In effetti, ricorda ancora lo studio, tra la fine del 2023 e l'inizio del 2024, il governo di NYC ha implementato in alcune zone nuove politiche (come gettare i rifiuti nei container, posticipando l’orario). I dati hanno indicato che il numero di denunce di ratti in quelle aree della città potrebbe essere diminuito. Anche il rodentologo urbano Michael Parsons pensa che buona parte del problema possa essere risolto con questo approccio. «Penso che i ratti non siano il "nemico" – dice – sono organismi intelligenti, senzienti e resilienti che prendono il cibo che viene lasciato in giro.

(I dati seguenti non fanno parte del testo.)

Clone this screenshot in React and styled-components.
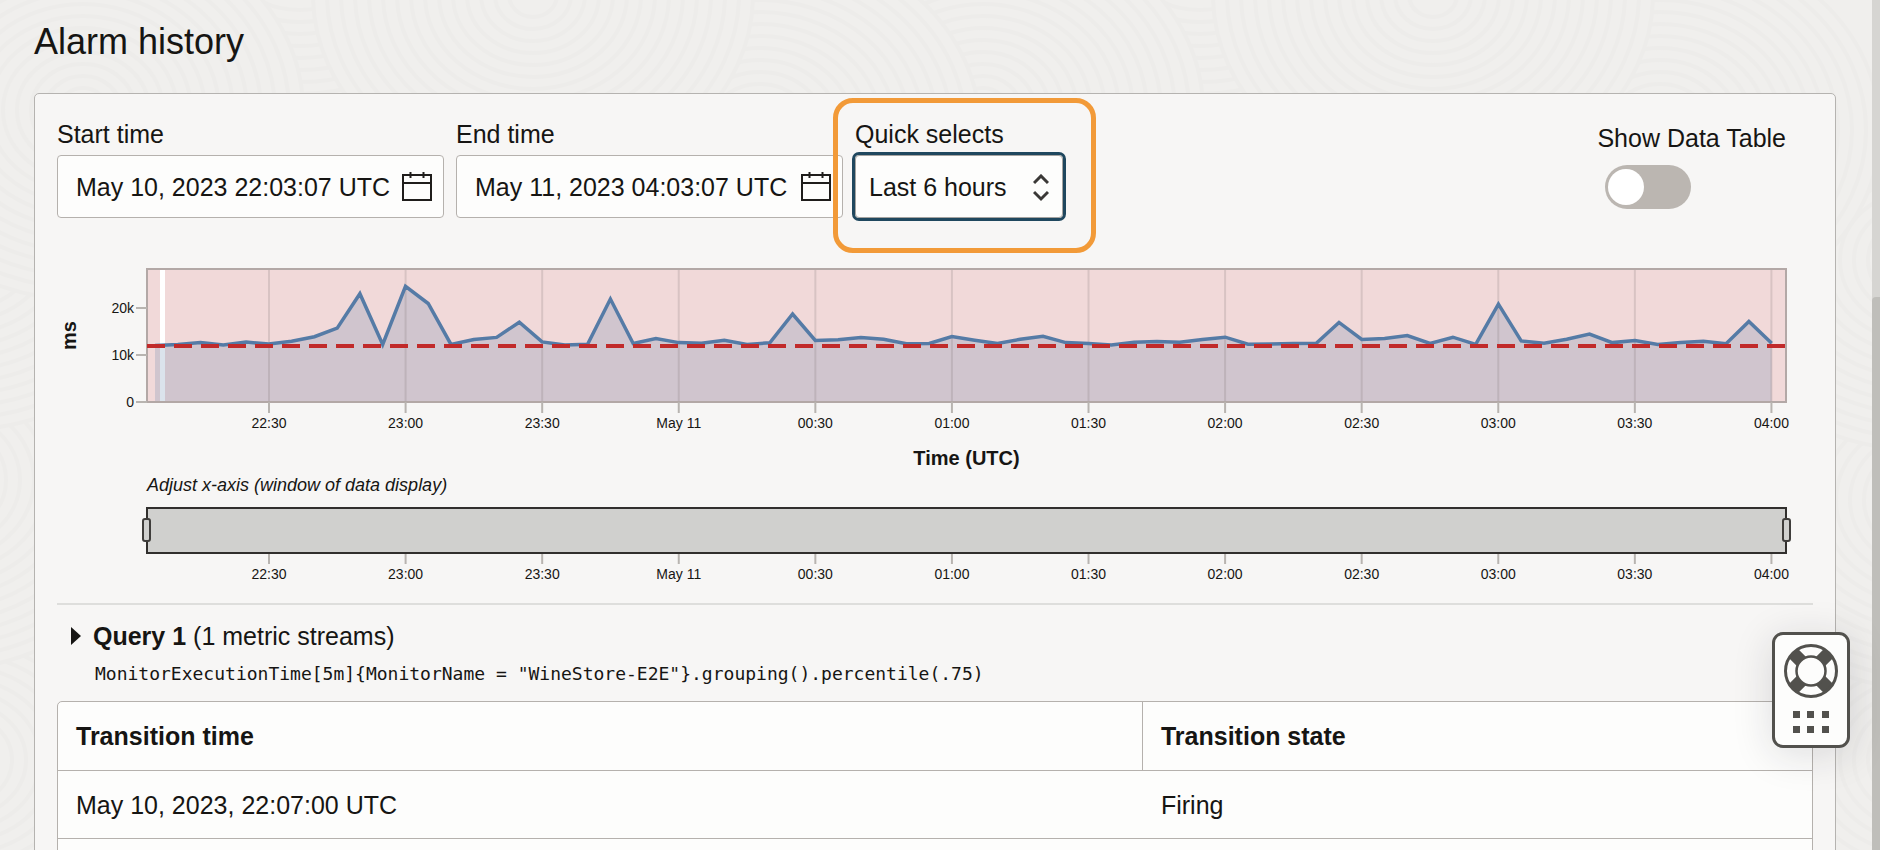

Sono le abitudini antigieniche delle persone i veri "nemici”. Per questo, non sono d’accordo con i programmi che continuano a considerare i topi come antagonisti. Quello che si dovrebbe fare è punire/multare le persone per i loro rifiuti. Invece, trasformiamo i ratti in nemici perché abbiamo paura di guardare allo specchio i veri ratti che stanno creando questo problema. I topi stanno solo prendendo ciò che gli diamo».